Many old Japanese-made student-grade electrics (like this one) are small, compact, and feel like driving a tiny sports car. Their handling, though, is a little odd for modern fingers as the necks tend to be bigger and many have super-short (23") scale lengths. This one has an almost mid-'50s Gibson-ish neck shape with a longer 24 11/16" scale and medium-C neck shape. That alone gives it a huge advantage over typical single-pickup Japanese guitars of the time in my book.

I'm thinking this Premier-branded guitar is probably a Fujigen product judging on the basis of the pickup type, some of the hardware, and the neck style.

All of these old guys need a bit of help to get them to perform best, so that got done and now it's a quick-playing, lightweight guitar with a relaxed, almost vintage-jazzy tone to it. Cranked through some overdrive, though, I'd imagine it'd be a great little gritty garage-rock monster.

Work included: a fret level/dress, compensation added to the bridge/saddle, mild cleaning, and a good setup. The truss works, it has a straight neck, and it plays with spot-on 1/16" overall action at the 12th fret, strung with 46w-10.

Scale length: 24 11/16"
Nut width: 1 11/16"
String spacing at nut: 1 3/8"
String spacing at saddle: 2"
Body length: 17"
Lower bout width: 12 1/4"
Upper bout width: 10"
Side depth at endpin: 1 1/4"
Body wood: Japanese ash?
Neck wood: something like mahogany
Fretboard: rosewood
Neck shape: 12" radius board w/medium-C rear profile
Bridge: original steel, new compensation for 3-wound, 3-plain
Nut: original plastic

Condition notes: there's mild wear-and-tear throughout and the original mounting hole for a bridge screw is poking-out from under the bridge base where it's aligned now (for proper compensation). I also moved the strap button from the back of the heel of the neck to the shoulder for easier balance and hanging.

The funniest thing about the '60s Japanese electrics is that the headstocks always feel out of scale with the rest of the body. They're big!

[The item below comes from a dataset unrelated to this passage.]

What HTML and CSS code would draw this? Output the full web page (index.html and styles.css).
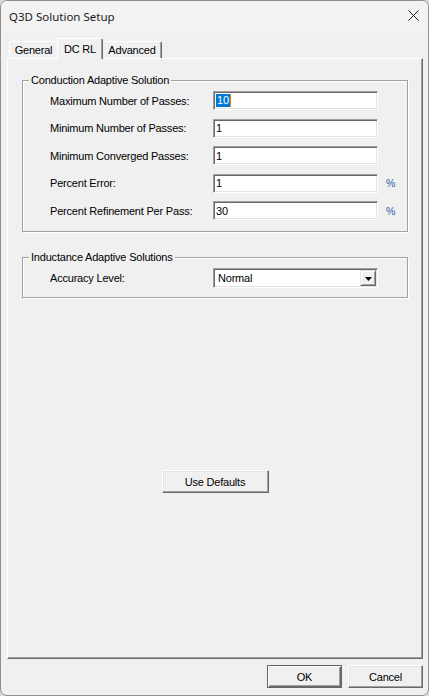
FILE: index.html
```html
<!DOCTYPE html>
<html>
<head>
<meta charset="utf-8">
<title>Q3D Solution Setup</title>
<link rel="stylesheet" href="styles.css">
</head>
<body>
<div class="window">
  <div class="titlebar">
    <span class="title">Q3D Solution Setup</span>
    <span class="close"><svg width="11" height="11" viewBox="0 0 11 11"><path d="M0.5 0.5L10.5 10.5M10.5 0.5L0.5 10.5" stroke="#1b1b1b" stroke-width="1" fill="none"/></svg></span>
  </div>
  <div class="content">
    <div class="tabstrip">
      <div class="tab tab-general">General</div>
      <div class="tab tab-active">DC RL</div>
      <div class="tab tab-advanced">Advanced</div>
    </div>
    <div class="panel">
      <fieldset class="group group-conduction">
        <legend>Conduction Adaptive Solution</legend>
        <div class="row"><span class="label">Maximum Number of Passes:</span><div class="field"><span class="sel">10</span></div></div>
        <div class="row"><span class="label">Minimum Number of Passes:</span><div class="field">1</div></div>
        <div class="row"><span class="label">Minimum Converged Passes:</span><div class="field">1</div></div>
        <div class="row"><span class="label">Percent Error:</span><div class="field">1</div><span class="unit">%</span></div>
        <div class="row"><span class="label">Percent Refinement Per Pass:</span><div class="field">30</div><span class="unit">%</span></div>
      </fieldset>
      <fieldset class="group group-inductance">
        <legend>Inductance Adaptive Solutions</legend>
        <div class="row"><span class="label">Accuracy Level:</span><div class="field combo"><span class="combo-text">Normal</span><span class="drop"><svg width="7" height="4" viewBox="0 0 7 4"><path d="M0 0H7L3.5 4Z" fill="#000"/></svg></span></div></div>
      </fieldset>
      <div class="defaults-wrap"><button class="btn btn-defaults">Use Defaults</button></div>
    </div>
    <div class="footer">
      <button class="btn btn-ok">OK</button>
      <button class="btn">Cancel</button>
    </div>
  </div>
</div>
</body>
</html>
```

FILE: styles.css
```css
html, body {
  margin: 0;
  padding: 0;
  background: #d8d8d8;
}

.window {
  width: 429px;
  height: 696px;
  box-sizing: border-box;
  border: 1px solid #8f8f8f;
  border-radius: 7px;
  background: #f0f0f0;
  overflow: hidden;
  font-family: "Liberation Sans", Arial, sans-serif;
  font-size: 11px;
  letter-spacing: -0.2px;
  color: #000;
}

.titlebar {
  height: 30px;
  background: #f3f3f3;
  display: flex;
  align-items: center;
  justify-content: space-between;
  padding: 0 9px 0 8px;
}

.title {
  font-family: "Noto Sans", "Open Sans", sans-serif;
  font-size: 11.5px;
  letter-spacing: 0;
  color: #1a1a1a;
  padding-top: 1px;
}

.close {
  display: flex;
  align-self: flex-start;
  margin-top: 9px;
}

.content {
  padding: 0 5px 0 6px;
}

.tabstrip {
  margin-top: 7px;
  margin-left: 2px;
  height: 21px;
  display: flex;
  align-items: flex-end;
}

.tab {
  box-sizing: border-box;
  height: 17px;
  margin-bottom: 1px;
  display: flex;
  align-items: center;
  justify-content: center;
  border-top: 1px solid #fff;
  border-left: 1px solid #fff;
  border-right: 1px solid #696969;
  border-radius: 2px 2px 0 0;
  box-shadow: inset -1px 0 0 #a0a0a0;
  background: #f0f0f0;
}

.tab-general {
  width: 48px;
  border-right: none;
  box-shadow: none;
}

.tab-active {
  width: 46px;
  height: 21px;
  margin-bottom: 0;
  padding-bottom: 1px;
  position: relative;
  z-index: 1;
}

.tab-advanced {
  width: 59px;
  border-left: none;
}

.panel {
  box-sizing: border-box;
  height: 601px;
  margin-top: -1px;
  border: 1px solid;
  border-color: #fff #696969 #696969 #fff;
  box-shadow: inset -1px -1px 0 #a0a0a0;
  padding: 0 14px;
}

.group {
  margin: 0;
  padding: 4px 0 11px 0;
  border: 1px solid #a0a0a0;
  box-shadow: 1px 1px 0 #fff, inset 1px 1px 0 #fff;
  min-width: 0;
}

.group-conduction {
  margin-top: 14px;
}

.group-inductance {
  margin-top: 18px;
  padding-bottom: 9px;
}

.group legend {
  margin-left: 6px;
  padding: 0 2px;
  line-height: 14px;
  background: #f0f0f0;
}

.row {
  display: flex;
  align-items: center;
  padding-left: 27px;
  margin-top: 8.5px;
}

.row:first-of-type {
  margin-top: 0;
}

.label {
  width: 163px;
  flex: none;
}

.field {
  box-sizing: border-box;
  width: 165px;
  height: 19px;
  flex: none;
  border: 1px solid;
  border-color: #a0a0a0 #fff #fff #a0a0a0;
  box-shadow: inset 1px 1px 0 #696969, inset -1px -1px 0 #e3e3e3;
  background: #fff;
  display: flex;
  align-items: center;
  padding-left: 2px;
}

.sel {
  display: inline-block;
  line-height: 13px;
  background: #0078d7;
  color: #fff;
  padding: 0 1px 0 1px;
  border-right: 1px solid #f08a00;
}

.unit {
  margin-left: 8px;
  font-size: 10.5px;
  color: #2f5cab;
}

.combo {
  height: 20px;
  padding: 1px 1px 1px 4px;
}

.combo-text {
  flex: 1;
}

.drop {
  box-sizing: border-box;
  width: 16px;
  height: 16px;
  display: flex;
  align-items: center;
  justify-content: center;
  border: 1px solid;
  border-color: #e3e3e3 #696969 #696969 #e3e3e3;
  box-shadow: inset 1px 1px 0 #fff, inset -1px -1px 0 #a0a0a0;
  background: #f0f0f0;
  padding-top: 1px;
}

.defaults-wrap {
  display: flex;
  justify-content: center;
  margin-top: 172px;
}

.btn {
  box-sizing: border-box;
  height: 23px;
  margin: 0;
  padding: 0;
  font-family: "Liberation Sans", Arial, sans-serif;
  font-size: 11px;
  letter-spacing: -0.2px;
  color: #000;
  background: #f0f0f0;
  border: 1px solid;
  border-color: #fff #696969 #696969 #fff;
  box-shadow: inset -1px -1px 0 #a0a0a0, inset 1px 1px 0 #e3e3e3;
  width: 75px;
}

.btn-defaults {
  width: 107px;
}

.btn-ok {
  border-color: #646464;
  box-shadow: inset 1px 1px 0 #fff, inset -1px -1px 0 #696969, inset -2px -2px 0 #a0a0a0;
}

.footer {
  display: flex;
  justify-content: flex-end;
  gap: 6px;
  margin-top: 6px;
}
```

It's nice to see a big slab of rosewood on this neck, sans-binding. So many early-'60s Japanese electrics used ply rosewood for the boards with binding to hide it. The frets are small, narrow, and shallow -- just like you'd expect.


CM said…
For all their funky-ness (including my first Teisco single pickup, ($20 new at Thrifty Drug Store in the photo department...1969)) I always thought they had a great handle on their sunburst finishes, it just looks good and would be amazing on a real Jazzmaster.